On Sunday, prominent activist Ihab al-Wazni was killed in Karbala city, while journalist Ahmed Hassan was in critical condition after being shot by assailants near Diwaniyah.
Activists were outraged by Wazni’s assassination, attacking the Iranian consulate in Karbala.
Activists widely view Iran as the culprit in the assassinations that have targeted their colleagues.
Tehran, meanwhile, urged the Iraqi government to ensure the safety of the consulate and its other diplomatic missions, filing a complaint to Baghdad in wake of the Karbala unrest.
The assassinations have confirmed fears among the activists that the murders will only increase as the elections draw near.
People are despairing at the Iraqi authorities’ inability to put an end to the assassinations and the “death squads” that are terrorizing the people by attacking unarmed activists.
The announcement of the elections boycott by the anti-government protesters has only fueled the debate over the purpose of taking part in the elections in wake of the spread of weapons outside state control, the ongoing assassination and authorities’ inability to provide the necessary safe conditions for fair and transparent elections to be held.

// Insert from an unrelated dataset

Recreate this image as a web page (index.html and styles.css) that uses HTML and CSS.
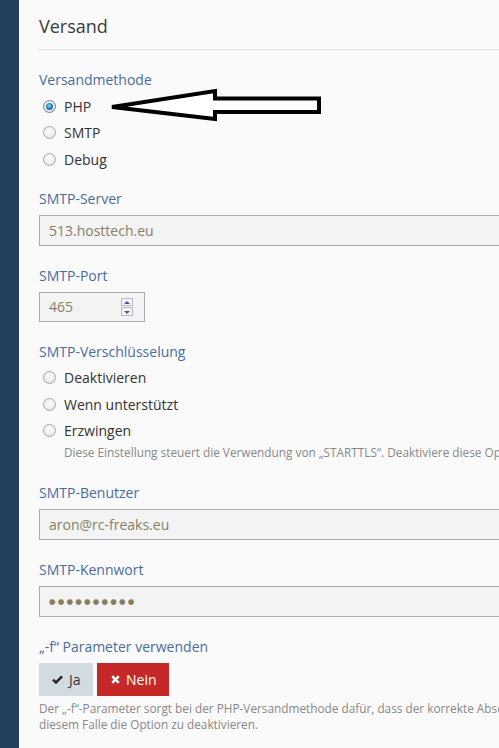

Others oppose the boycott, saying they will grant parties already in power and their militias legitimacy that they do not deserve.
US-based Iraqi researcher Samir Souza said he understands the disparate positions on the elections.
“I fear that the October forces’ participation in the elections will grant legitimacy to a silly political process that is being led by murders armed with silencers and katyusha rockets,” he added.
The youths had taken to the streets in October 2019 in the first place to protest against such a process, he remarked.